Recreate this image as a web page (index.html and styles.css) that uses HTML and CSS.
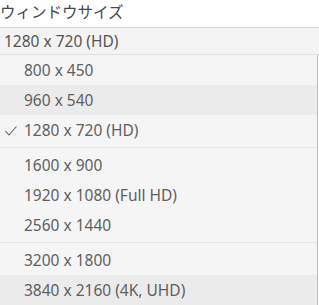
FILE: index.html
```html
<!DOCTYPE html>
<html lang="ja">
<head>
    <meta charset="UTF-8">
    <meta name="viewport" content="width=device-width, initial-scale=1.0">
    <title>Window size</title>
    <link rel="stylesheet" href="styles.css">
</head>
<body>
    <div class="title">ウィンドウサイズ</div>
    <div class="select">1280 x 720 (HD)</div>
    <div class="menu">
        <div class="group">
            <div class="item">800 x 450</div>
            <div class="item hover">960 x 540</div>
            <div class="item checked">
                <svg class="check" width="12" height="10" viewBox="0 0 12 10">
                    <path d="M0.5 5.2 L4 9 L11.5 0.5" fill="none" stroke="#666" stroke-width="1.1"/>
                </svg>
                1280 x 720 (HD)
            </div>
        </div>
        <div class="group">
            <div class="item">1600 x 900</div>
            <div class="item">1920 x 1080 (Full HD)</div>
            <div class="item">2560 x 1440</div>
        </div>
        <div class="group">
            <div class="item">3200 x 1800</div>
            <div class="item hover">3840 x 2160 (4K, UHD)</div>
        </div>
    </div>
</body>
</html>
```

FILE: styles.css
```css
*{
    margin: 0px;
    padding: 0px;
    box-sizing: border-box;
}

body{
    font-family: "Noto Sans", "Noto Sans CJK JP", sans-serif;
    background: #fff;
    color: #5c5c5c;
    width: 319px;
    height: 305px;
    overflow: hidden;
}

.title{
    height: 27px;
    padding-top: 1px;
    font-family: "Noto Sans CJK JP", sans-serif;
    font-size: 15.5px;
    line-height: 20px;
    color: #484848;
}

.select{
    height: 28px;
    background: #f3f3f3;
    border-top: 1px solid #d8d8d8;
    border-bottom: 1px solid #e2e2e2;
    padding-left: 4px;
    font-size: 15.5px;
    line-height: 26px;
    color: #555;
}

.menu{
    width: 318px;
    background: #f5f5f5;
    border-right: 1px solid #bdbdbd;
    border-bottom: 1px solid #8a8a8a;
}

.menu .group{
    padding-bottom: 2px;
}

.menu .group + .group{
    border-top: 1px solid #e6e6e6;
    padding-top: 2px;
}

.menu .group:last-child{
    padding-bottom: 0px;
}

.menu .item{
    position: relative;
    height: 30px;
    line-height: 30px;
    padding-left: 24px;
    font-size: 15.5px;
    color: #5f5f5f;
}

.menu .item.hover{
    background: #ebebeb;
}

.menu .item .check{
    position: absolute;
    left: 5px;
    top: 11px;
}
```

What to produce: Check each line above for the string "styles" and show the ones that have it.

Finished answer:
Recreate this image as a web page (index.html and styles.css) that uses HTML and CSS.
    <link rel="stylesheet" href="styles.css">
FILE: styles.css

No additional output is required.